Prioritize four areas: First, verify the revenue breakdown between retail, wholesale, catering, and online orders, and confirm that no single wholesale account represents more than 30% of total revenue. Second, review all equipment — ovens, mixers, proofers, and refrigeration — for age, maintenance history, and estimated replacement cost. Third, confirm the lease is transferable and review renewal options and rent escalation clauses carefully. Fourth, have all recipes, production SOPs, and supplier relationships documented in writing before closing, not just promised by the seller during transition.
Most successful bakery roll-up operators target a 4–7 year horizon from first acquisition to platform exit. Year one focuses on integrating the anchor acquisition and stabilizing operations. Years two through four involve completing two to four add-on acquisitions and implementing centralized procurement and shared services. Years five through seven focus on organic revenue growth, EBITDA margin expansion, and exit preparation including Quality of Earnings documentation and lease renewals. Buyers who rush the integration timeline before achieving operational stability typically see margin compression that reduces exit multiples.

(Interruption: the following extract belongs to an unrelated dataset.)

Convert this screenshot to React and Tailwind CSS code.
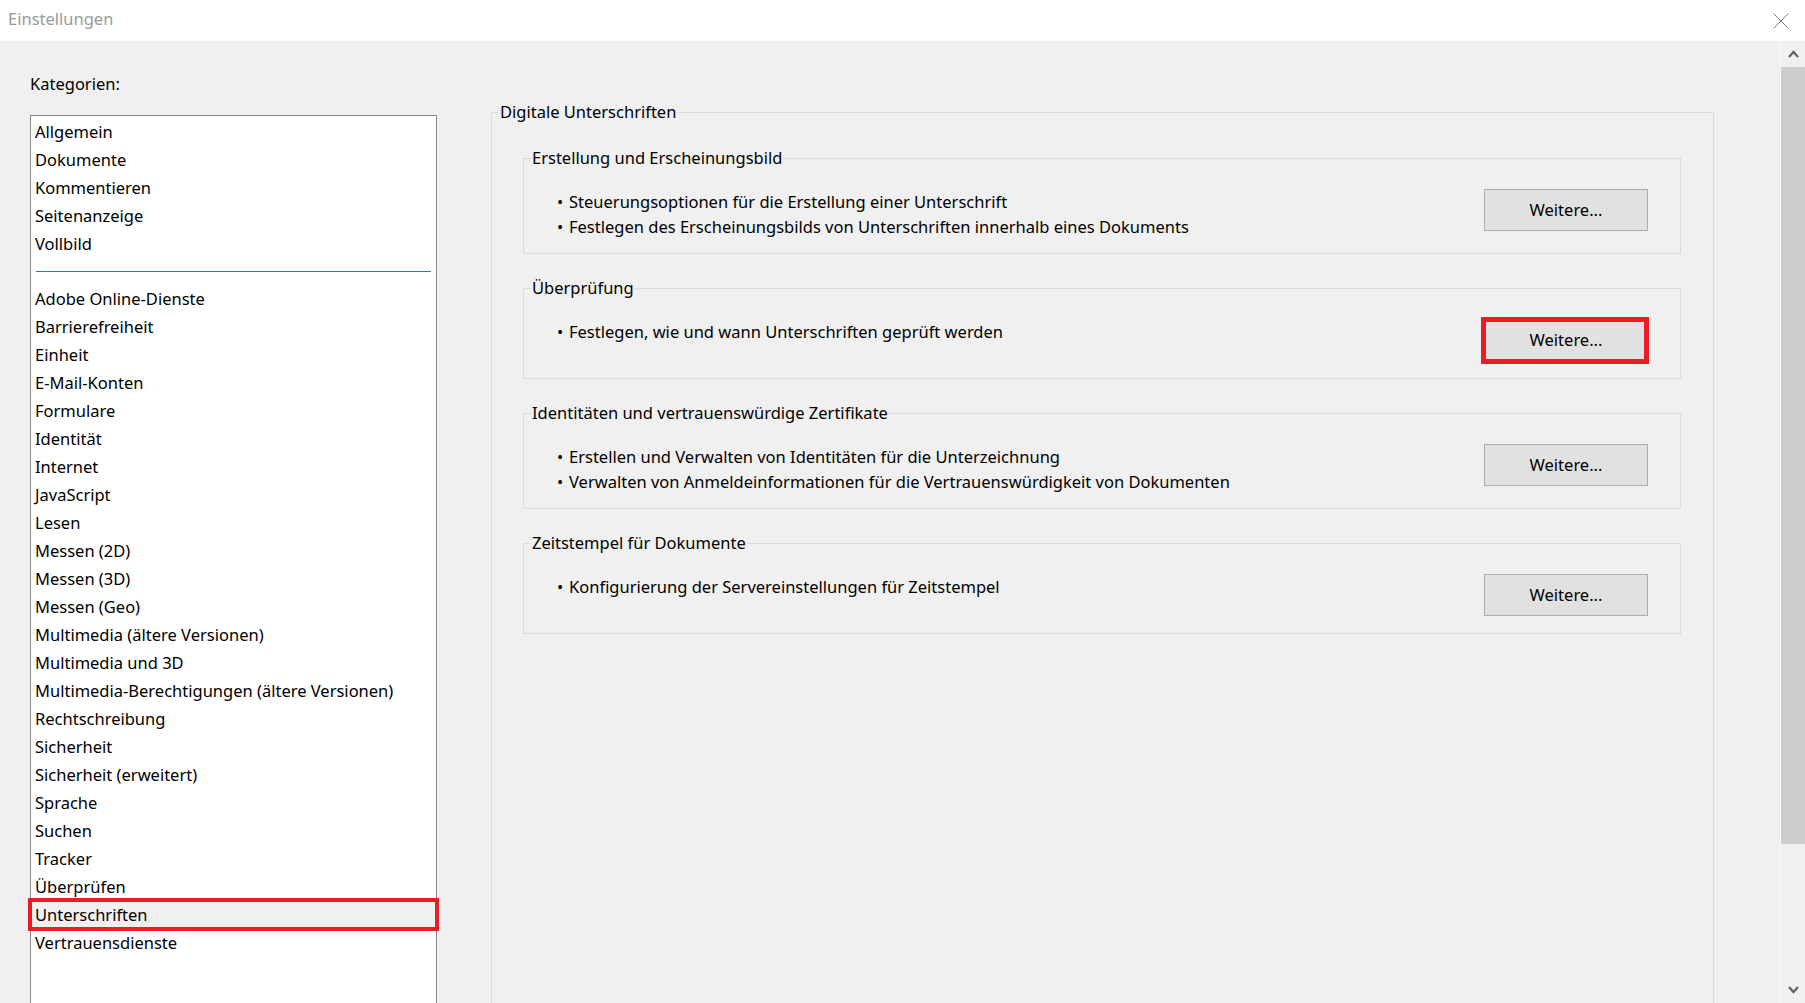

The three most common failure modes are: acquiring too many locations before the anchor is operationally stable, leading to management bandwidth collapse; underestimating equipment capital expenditure needs across the portfolio, particularly for aging commercial ovens and refrigeration; and losing key wholesale accounts during ownership transitions because relationships were not properly transferred. A disciplined integration checklist, conservative capital reserve planning, and structured earnouts that keep sellers financially motivated through account transitions are the primary mitigants.